Task statement
Transcribe the listing that follows in full, omitting pictures.

Collected data
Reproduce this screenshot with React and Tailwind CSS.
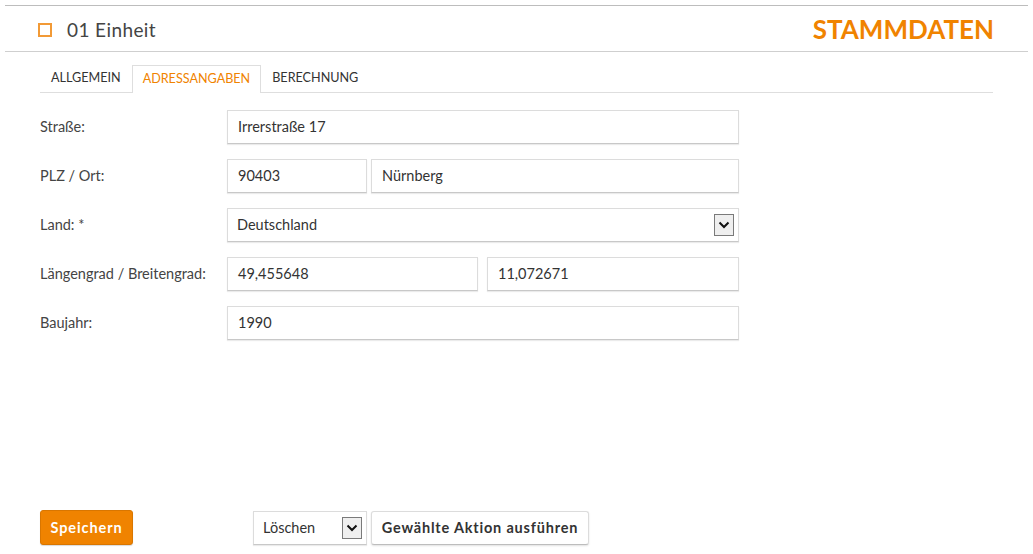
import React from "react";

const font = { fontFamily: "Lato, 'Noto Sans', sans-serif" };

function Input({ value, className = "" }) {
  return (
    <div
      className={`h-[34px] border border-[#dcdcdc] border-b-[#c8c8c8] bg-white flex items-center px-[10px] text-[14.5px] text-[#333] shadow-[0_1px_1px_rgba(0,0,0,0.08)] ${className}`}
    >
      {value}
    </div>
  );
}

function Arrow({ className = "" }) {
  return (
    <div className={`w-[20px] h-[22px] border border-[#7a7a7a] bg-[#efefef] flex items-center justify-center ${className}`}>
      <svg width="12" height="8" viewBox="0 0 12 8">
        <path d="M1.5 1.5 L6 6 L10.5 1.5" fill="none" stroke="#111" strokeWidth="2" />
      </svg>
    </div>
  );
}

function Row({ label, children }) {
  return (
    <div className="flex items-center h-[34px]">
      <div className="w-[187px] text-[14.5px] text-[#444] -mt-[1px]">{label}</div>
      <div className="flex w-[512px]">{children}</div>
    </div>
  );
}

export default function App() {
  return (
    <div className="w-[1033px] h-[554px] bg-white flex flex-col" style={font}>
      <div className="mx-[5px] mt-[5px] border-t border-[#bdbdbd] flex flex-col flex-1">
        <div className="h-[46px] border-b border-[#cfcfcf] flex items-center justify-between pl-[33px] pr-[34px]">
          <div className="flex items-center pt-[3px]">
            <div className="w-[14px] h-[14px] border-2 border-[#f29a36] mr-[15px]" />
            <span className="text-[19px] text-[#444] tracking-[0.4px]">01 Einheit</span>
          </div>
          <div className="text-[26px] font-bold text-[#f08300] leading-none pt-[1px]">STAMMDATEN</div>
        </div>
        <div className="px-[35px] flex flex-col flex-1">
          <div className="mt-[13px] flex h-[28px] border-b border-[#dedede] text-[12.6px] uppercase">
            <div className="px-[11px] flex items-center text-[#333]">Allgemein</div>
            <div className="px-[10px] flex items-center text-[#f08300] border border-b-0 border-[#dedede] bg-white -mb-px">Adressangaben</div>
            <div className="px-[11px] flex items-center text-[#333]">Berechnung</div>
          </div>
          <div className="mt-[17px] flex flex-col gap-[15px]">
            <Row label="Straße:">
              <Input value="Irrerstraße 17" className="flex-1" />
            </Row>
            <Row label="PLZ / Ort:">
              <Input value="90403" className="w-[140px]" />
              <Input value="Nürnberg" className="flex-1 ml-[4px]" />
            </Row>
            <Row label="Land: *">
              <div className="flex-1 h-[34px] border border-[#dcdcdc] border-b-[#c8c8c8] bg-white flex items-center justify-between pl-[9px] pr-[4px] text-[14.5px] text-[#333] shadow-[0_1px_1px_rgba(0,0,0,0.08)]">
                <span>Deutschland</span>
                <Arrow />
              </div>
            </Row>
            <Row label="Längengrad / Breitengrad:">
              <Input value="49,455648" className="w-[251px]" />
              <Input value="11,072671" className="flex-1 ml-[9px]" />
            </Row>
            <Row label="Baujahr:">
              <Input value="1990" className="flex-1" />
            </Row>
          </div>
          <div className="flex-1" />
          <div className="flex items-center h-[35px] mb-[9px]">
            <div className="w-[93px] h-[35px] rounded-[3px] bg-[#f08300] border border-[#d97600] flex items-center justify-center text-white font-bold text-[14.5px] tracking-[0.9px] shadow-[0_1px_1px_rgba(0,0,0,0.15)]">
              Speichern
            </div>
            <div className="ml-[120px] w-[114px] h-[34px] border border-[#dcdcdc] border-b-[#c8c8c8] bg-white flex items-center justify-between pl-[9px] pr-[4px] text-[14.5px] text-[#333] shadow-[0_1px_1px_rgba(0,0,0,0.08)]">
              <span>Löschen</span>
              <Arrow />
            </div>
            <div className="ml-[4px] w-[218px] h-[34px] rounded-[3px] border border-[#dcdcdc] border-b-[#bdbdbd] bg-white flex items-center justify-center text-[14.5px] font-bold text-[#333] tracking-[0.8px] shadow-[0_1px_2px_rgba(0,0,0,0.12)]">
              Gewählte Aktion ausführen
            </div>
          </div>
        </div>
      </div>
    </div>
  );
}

Result of this exercise
Reproduce this screenshot with React and Tailwind CSS.
import React from "react";

const font = { fontFamily: "Lato, 'Noto Sans', sans-serif" };

function Input({ value, className = "" }) {
  return (
    <div
      className={`h-[34px] border border-[#dcdcdc] border-b-[#c8c8c8] bg-white flex items-center px-[10px] text-[14.5px] text-[#333] shadow-[0_1px_1px_rgba(0,0,0,0.08)] ${className}`}
    >
      {value}
    </div>
  );
}

function Arrow({ className = "" }) {
  return (
    <div className={`w-[20px] h-[22px] border border-[#7a7a7a] bg-[#efefef] flex items-center justify-center ${className}`}>
      <svg width="12" height="8" viewBox="0 0 12 8">
        <path d="M1.5 1.5 L6 6 L10.5 1.5" fill="none" stroke="#111" strokeWidth="2" />
      </svg>
    </div>
  );
}

function Row({ label, children }) {
  return (
    <div className="flex items-center h-[34px]">
      <div className="w-[187px] text-[14.5px] text-[#444] -mt-[1px]">{label}</div>
      <div className="flex w-[512px]">{children}</div>
    </div>
  );
}

export default function App() {
  return (
    <div className="w-[1033px] h-[554px] bg-white flex flex-col" style={font}>
      <div className="mx-[5px] mt-[5px] border-t border-[#bdbdbd] flex flex-col flex-1">
        <div className="h-[46px] border-b border-[#cfcfcf] flex items-center justify-between pl-[33px] pr-[34px]">
          <div className="flex items-center pt-[3px]">
            <div className="w-[14px] h-[14px] border-2 border-[#f29a36] mr-[15px]" />
            <span className="text-[19px] text-[#444] tracking-[0.4px]">01 Einheit</span>
          </div>
          <div className="text-[26px] font-bold text-[#f08300] leading-none pt-[1px]">STAMMDATEN</div>
        </div>
        <div className="px-[35px] flex flex-col flex-1">
          <div className="mt-[13px] flex h-[28px] border-b border-[#dedede] text-[12.6px] uppercase">
            <div className="px-[11px] flex items-center text-[#333]">Allgemein</div>
            <div className="px-[10px] flex items-center text-[#f08300] border border-b-0 border-[#dedede] bg-white -mb-px">Adressangaben</div>
            <div className="px-[11px] flex items-center text-[#333]">Berechnung</div>
          </div>
          <div className="mt-[17px] flex flex-col gap-[15px]">
            <Row label="Straße:">
              <Input value="Irrerstraße 17" className="flex-1" />
            </Row>
            <Row label="PLZ / Ort:">
              <Input value="90403" className="w-[140px]" />
              <Input value="Nürnberg" className="flex-1 ml-[4px]" />
            </Row>
            <Row label="Land: *">
              <div className="flex-1 h-[34px] border border-[#dcdcdc] border-b-[#c8c8c8] bg-white flex items-center justify-between pl-[9px] pr-[4px] text-[14.5px] text-[#333] shadow-[0_1px_1px_rgba(0,0,0,0.08)]">
                <span>Deutschland</span>
                <Arrow />
              </div>
            </Row>
            <Row label="Längengrad / Breitengrad:">
              <Input value="49,455648" className="w-[251px]" />
              <Input value="11,072671" className="flex-1 ml-[9px]" />
            </Row>
            <Row label="Baujahr:">
              <Input value="1990" className="flex-1" />
            </Row>
          </div>
          <div className="flex-1" />
          <div className="flex items-center h-[35px] mb-[9px]">
            <div className="w-[93px] h-[35px] rounded-[3px] bg-[#f08300] border border-[#d97600] flex items-center justify-center text-white font-bold text-[14.5px] tracking-[0.9px] shadow-[0_1px_1px_rgba(0,0,0,0.15)]">
              Speichern
            </div>
            <div className="ml-[120px] w-[114px] h-[34px] border border-[#dcdcdc] border-b-[#c8c8c8] bg-white flex items-center justify-between pl-[9px] pr-[4px] text-[14.5px] text-[#333] shadow-[0_1px_1px_rgba(0,0,0,0.08)]">
              <span>Löschen</span>
              <Arrow />
            </div>
            <div className="ml-[4px] w-[218px] h-[34px] rounded-[3px] border border-[#dcdcdc] border-b-[#bdbdbd] bg-white flex items-center justify-center text-[14.5px] font-bold text-[#333] tracking-[0.8px] shadow-[0_1px_2px_rgba(0,0,0,0.12)]">
              Gewählte Aktion ausführen
            </div>
          </div>
        </div>
      </div>
    </div>
  );
}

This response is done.